It’s no accident that PJ Harvey’s latest album The Hope Six Demolition Project hit like a wrecking ball on the shores of America when it debuted last April. With five years in between her previous album, it was as if all the seething frustration that created the catalyst for 2011’s Let England Shake was now easily directed across the pond, to our country embroiled in political turmoil. And of course, fans were glad to let it smash right into them.
Last night, Harvey and her nine-piece band replicated the impact of the album at the fairly packed Shrine Auditorium. Flanked by a small army of sharp-suited multi-instrumentalists, Harvey brought her most ambitious album in years to life at a time when her American fans seem to need her the most.
The album’s cohesive 12-track offering is a manifesto railing against the country’s status quo and those who she believes threaten to destroy what decency we have left (*cough Trump cough*). And while rock artists who take themselves and their message too seriously can sometimes feel oppressively heavy handed in a live setting, it seemed like the crowd who gathered in LA was ready to support the message of this album and this tour.
Marching out in a procession on stage just before 9 p.m., Harvey joined her band rank-in-file as the majority of them banged on various percussion. Shouldering heavy bass drums imbued with the coat of arms from the Hope Six album cover and harnesses full of snare, the band had the precision of a military drumcore dressed in black. The show's backdrop, a grey wall of 3 dimensional boxes, felt almost like tiny individual prisons that Harvey refused to be confined by with her rumbling sax-filled sound. The bulk of brass was the other thing that became readily noticeable to any nostalgic fan who remembers her rocking out with a barebones modest four piece in the ‘90s.

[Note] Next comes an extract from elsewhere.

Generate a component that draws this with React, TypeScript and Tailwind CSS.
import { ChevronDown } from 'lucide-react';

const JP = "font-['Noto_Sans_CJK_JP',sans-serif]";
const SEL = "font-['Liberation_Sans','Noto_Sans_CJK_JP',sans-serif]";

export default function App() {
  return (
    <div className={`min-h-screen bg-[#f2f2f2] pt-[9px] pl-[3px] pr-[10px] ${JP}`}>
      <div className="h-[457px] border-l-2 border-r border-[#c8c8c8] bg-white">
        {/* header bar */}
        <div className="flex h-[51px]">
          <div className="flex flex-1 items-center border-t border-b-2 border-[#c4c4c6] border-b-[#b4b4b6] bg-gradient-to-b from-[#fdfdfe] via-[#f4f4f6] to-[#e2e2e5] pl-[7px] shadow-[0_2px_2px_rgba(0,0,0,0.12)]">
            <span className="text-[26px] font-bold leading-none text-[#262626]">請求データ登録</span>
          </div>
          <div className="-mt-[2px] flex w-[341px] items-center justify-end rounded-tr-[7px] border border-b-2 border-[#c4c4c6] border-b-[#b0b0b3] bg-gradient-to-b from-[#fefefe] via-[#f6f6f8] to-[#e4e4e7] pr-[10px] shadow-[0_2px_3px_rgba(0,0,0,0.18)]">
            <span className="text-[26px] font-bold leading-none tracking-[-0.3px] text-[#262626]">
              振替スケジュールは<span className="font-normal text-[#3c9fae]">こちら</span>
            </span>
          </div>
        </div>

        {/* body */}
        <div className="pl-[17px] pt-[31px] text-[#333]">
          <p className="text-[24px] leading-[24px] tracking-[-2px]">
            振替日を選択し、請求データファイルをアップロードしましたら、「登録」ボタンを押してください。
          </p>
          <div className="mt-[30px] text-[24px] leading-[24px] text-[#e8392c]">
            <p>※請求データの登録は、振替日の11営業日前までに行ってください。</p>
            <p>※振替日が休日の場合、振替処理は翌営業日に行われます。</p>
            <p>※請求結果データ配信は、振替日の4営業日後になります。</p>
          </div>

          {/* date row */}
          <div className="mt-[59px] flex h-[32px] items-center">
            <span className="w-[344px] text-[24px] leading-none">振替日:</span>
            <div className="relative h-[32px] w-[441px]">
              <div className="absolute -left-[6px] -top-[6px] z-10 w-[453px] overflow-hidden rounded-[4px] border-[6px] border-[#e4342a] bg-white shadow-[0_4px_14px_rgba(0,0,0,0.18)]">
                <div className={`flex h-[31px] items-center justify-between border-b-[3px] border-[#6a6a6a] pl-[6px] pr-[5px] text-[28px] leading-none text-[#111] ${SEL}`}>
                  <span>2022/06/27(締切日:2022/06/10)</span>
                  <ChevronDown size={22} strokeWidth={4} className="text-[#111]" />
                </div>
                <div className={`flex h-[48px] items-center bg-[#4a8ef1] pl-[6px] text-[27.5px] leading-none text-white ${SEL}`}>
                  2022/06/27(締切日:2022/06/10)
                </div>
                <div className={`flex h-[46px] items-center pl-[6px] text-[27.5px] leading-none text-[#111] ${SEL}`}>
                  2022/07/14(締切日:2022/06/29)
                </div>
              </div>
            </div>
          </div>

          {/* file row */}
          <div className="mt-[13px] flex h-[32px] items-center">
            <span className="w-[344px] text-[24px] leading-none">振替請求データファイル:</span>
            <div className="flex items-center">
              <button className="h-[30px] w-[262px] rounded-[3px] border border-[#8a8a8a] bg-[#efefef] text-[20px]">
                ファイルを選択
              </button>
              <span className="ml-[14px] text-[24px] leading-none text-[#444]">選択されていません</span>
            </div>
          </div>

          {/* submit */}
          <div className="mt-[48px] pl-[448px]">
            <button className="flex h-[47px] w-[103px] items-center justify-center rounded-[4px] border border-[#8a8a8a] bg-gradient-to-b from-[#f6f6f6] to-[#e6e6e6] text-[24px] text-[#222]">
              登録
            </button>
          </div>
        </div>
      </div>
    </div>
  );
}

Harvey held her own on sax, offering loads of blunt skonking to the mix. And when she wasn’t playing, she held it like a lightning bolt behind her thunderous band from the set opener “Chain of Keys” through the first five new album songs in the set. Her movements ranged somewhere between Broadway-style drama and Kabuki theater, draped in black like a grieving widow with spindly arms outstretched toward in the flashing floodlights that at times forced us to squint just to see her silhouette.
Harvey's salvo of tracks from Let England Shake— the xylophone plunking title track, to the smoldering chants on “The Words Maketh Murder” and the vivd imagery of economic destruction on “The Glorious Land” written about Harvey’s home country—felt like she was weaving a prophetic thread with her howls and falsettos.

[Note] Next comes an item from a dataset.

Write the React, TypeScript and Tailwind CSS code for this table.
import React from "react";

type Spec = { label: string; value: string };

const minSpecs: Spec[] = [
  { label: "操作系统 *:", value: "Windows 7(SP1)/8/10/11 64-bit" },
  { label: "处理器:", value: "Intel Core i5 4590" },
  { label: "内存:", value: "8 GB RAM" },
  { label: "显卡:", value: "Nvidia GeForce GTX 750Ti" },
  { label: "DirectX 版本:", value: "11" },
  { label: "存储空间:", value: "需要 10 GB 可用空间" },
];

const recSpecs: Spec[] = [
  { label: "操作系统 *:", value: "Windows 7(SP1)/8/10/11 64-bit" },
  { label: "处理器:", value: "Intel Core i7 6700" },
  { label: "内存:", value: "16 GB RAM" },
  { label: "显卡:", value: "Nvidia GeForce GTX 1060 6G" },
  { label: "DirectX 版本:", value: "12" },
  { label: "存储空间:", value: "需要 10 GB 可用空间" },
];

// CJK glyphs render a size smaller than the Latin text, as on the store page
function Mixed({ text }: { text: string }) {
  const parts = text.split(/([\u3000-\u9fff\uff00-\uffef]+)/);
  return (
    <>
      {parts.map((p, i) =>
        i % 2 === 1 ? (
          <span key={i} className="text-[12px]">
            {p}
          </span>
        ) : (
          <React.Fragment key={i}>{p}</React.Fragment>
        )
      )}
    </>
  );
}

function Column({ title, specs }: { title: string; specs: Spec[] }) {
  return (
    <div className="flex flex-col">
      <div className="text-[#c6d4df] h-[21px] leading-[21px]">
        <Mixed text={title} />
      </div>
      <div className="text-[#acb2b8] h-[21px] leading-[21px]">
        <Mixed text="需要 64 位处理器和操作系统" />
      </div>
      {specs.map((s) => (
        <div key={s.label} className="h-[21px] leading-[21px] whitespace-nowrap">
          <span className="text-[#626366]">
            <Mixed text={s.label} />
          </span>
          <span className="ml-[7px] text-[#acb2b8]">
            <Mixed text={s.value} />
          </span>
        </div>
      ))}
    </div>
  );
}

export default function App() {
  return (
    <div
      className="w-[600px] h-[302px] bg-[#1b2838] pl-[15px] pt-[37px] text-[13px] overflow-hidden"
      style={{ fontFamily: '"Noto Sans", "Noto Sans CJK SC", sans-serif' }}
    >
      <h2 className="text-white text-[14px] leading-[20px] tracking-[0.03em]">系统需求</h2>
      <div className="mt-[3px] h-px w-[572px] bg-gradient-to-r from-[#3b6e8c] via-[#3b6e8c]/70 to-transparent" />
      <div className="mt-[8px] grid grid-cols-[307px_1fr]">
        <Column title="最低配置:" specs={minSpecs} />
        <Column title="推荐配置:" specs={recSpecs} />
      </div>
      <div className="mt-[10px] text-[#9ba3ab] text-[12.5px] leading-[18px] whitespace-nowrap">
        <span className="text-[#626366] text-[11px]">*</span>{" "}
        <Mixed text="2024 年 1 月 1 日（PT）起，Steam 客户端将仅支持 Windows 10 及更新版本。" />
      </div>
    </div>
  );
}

The songs felt even more relevant on the heels of the conceptually dense Hope Six material. As she went back and forth between old songs and new, the band never missed a beat (literally it seemed like most of the roster played drums at least once during the set) and rotated seamlessly between sax and keyboard and guitar with fluidity that rarely stopped for tuning, adjusting or awkward silences.
The rolling sea of fans both on the floor and on both sides of the balcony jumped up like a roaring wave when Harvey finally dove into the rollicking hit “50 Foot Queenie,” and smoldering classics “Down By the Water” and To Bring You My Love which sounded much more grown up backed by her 2016 ensemble, much like her audience that has been with her for over 25 years now.

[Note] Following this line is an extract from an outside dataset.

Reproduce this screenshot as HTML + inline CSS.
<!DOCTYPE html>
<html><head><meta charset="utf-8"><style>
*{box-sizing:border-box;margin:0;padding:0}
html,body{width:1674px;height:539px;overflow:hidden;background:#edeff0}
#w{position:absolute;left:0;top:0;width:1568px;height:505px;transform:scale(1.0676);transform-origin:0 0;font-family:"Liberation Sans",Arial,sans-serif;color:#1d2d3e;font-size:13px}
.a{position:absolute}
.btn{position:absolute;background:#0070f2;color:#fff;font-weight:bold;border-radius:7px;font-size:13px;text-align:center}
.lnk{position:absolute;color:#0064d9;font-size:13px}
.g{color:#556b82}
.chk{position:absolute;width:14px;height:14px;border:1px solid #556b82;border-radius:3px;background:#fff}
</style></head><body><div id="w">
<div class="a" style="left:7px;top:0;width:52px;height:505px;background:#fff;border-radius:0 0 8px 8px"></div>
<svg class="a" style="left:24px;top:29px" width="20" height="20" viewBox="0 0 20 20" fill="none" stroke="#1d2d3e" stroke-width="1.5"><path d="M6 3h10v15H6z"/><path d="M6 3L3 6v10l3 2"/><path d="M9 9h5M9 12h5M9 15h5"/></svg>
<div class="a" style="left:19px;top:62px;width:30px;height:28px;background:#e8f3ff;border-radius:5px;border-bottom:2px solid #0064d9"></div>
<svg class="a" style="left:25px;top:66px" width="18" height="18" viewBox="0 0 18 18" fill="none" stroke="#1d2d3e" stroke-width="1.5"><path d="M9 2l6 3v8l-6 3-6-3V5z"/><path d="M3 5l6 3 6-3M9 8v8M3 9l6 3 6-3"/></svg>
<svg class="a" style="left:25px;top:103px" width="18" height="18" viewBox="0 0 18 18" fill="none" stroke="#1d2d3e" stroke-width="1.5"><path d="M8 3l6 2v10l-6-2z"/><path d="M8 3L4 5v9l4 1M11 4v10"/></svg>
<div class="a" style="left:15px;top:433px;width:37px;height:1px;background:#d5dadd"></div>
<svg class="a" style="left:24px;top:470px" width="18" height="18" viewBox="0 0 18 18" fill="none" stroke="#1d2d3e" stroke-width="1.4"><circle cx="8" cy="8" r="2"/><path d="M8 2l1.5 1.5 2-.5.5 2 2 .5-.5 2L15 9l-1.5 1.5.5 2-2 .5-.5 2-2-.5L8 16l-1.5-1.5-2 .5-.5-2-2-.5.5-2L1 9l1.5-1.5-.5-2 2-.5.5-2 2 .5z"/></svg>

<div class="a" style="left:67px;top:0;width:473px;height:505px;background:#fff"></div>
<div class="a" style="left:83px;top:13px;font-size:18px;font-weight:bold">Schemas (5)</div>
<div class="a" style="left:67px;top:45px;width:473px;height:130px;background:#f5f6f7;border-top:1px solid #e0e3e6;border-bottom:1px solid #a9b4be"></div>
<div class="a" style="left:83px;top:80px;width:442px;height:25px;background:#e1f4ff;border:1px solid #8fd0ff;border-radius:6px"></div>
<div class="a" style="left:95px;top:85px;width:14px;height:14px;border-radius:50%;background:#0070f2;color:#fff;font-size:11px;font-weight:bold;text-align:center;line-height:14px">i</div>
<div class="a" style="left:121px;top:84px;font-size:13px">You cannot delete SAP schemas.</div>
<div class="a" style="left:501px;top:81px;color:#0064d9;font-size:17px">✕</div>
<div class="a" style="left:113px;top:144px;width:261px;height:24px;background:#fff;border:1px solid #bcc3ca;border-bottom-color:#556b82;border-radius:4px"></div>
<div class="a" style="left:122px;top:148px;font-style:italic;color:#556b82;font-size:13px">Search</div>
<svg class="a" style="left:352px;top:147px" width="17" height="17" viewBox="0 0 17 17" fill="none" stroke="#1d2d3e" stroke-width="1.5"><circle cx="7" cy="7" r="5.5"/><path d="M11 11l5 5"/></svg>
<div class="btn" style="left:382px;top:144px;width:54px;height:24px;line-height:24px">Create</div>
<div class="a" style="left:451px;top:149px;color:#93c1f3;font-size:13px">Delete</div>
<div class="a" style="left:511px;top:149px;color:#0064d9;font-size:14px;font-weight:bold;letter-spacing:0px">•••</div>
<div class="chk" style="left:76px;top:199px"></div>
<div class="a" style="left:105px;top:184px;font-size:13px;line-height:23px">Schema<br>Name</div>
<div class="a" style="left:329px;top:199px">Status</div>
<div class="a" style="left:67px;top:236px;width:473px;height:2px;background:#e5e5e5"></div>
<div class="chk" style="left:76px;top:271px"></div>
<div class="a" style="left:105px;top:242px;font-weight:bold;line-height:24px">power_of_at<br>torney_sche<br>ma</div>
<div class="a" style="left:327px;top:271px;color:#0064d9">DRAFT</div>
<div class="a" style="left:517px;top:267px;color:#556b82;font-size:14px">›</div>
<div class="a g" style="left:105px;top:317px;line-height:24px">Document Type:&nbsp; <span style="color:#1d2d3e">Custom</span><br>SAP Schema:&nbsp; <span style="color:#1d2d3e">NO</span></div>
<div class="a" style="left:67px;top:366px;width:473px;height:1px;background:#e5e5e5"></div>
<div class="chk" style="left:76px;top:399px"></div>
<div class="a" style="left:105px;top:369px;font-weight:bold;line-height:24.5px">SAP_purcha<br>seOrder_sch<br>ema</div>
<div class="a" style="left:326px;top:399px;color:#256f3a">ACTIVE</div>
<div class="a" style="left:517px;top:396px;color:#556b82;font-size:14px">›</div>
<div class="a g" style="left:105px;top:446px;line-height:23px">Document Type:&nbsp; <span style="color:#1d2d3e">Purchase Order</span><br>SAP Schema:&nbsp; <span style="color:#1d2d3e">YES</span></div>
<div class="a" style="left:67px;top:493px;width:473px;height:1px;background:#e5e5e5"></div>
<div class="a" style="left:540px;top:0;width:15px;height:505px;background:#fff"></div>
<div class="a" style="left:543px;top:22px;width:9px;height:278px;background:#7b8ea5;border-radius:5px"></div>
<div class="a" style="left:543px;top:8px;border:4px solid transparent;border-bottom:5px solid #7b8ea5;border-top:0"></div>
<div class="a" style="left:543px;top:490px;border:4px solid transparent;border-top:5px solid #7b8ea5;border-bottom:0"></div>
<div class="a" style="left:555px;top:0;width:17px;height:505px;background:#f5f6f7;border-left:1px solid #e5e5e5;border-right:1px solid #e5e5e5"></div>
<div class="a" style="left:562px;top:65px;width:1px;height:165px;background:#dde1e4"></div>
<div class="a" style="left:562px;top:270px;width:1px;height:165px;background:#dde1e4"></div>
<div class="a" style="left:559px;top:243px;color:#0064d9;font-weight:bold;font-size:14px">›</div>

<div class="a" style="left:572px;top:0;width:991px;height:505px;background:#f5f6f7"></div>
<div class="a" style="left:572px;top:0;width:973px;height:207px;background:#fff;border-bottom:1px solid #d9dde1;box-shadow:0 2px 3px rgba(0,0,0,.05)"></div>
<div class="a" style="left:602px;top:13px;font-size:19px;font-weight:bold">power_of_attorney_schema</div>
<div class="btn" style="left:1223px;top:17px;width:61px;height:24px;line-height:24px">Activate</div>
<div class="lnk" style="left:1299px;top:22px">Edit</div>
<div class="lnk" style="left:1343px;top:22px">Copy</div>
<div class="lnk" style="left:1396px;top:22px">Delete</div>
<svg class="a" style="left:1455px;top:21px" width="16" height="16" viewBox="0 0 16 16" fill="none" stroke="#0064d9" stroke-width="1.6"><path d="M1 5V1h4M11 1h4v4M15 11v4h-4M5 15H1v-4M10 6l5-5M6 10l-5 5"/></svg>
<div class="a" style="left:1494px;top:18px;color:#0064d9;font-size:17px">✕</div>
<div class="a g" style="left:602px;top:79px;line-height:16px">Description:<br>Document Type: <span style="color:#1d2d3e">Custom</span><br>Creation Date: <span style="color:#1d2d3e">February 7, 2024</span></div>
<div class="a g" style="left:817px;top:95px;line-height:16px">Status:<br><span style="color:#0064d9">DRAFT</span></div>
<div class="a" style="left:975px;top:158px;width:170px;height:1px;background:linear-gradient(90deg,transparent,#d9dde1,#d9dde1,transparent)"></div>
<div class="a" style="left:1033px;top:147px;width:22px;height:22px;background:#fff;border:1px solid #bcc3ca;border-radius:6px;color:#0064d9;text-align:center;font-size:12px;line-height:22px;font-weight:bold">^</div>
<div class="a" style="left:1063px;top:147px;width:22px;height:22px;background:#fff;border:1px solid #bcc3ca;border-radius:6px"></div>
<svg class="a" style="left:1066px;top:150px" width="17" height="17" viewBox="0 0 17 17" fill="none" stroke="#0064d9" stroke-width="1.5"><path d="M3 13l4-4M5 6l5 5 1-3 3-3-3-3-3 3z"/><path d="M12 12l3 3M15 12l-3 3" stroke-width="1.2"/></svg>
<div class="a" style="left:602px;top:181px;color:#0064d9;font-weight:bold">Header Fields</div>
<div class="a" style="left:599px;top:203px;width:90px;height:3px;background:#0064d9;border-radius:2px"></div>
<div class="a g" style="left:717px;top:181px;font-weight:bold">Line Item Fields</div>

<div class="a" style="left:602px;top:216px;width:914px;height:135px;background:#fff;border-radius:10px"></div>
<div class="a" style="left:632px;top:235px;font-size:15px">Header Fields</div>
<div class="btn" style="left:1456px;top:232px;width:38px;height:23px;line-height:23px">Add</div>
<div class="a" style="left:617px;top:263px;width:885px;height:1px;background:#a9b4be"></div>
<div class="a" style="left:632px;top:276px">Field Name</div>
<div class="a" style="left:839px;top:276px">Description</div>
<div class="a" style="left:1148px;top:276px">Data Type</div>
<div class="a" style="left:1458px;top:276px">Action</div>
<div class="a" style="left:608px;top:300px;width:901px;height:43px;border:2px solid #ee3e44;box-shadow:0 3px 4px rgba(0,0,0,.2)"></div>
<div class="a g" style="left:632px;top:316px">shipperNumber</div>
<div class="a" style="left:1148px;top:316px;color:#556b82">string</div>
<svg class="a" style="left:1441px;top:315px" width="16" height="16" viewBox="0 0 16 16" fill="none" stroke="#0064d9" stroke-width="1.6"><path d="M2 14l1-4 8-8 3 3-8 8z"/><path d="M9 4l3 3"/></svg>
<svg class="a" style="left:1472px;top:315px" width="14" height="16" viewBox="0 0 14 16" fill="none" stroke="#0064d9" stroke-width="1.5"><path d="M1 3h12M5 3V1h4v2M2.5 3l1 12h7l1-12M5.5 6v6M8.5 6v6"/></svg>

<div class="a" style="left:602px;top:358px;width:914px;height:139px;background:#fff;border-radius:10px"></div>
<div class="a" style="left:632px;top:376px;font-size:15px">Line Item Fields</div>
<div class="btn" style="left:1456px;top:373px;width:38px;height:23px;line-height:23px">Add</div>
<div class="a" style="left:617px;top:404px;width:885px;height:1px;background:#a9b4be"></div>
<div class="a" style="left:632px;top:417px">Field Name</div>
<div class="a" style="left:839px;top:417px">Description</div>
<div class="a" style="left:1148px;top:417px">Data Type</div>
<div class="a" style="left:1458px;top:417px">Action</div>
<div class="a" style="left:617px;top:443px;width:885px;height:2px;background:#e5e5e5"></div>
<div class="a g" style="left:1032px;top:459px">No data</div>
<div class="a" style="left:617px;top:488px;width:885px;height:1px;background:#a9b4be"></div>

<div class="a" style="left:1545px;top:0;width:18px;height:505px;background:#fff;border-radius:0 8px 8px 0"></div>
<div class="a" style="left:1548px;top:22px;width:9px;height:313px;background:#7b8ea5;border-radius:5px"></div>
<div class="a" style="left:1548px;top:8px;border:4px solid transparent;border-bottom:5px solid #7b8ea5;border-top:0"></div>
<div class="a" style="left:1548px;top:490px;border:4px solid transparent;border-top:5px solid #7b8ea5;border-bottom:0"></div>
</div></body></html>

So much has happened to the ‘90s femme fatale we remember in the red dress on her “To Bring You My Love” album cover, so much to unpack in a career that has ebbed and flowed. But one thing that remains is her ability to illicit a type of collective intellectual anger from her fans and target it in a way that really can break down walls when we choose to open our eyes and give ourselves over to it. Considering the fact that we’re staring down the barrel of a Presidential election to which such walls will be vigorously debated over, we’ll need all the ammo she can supply.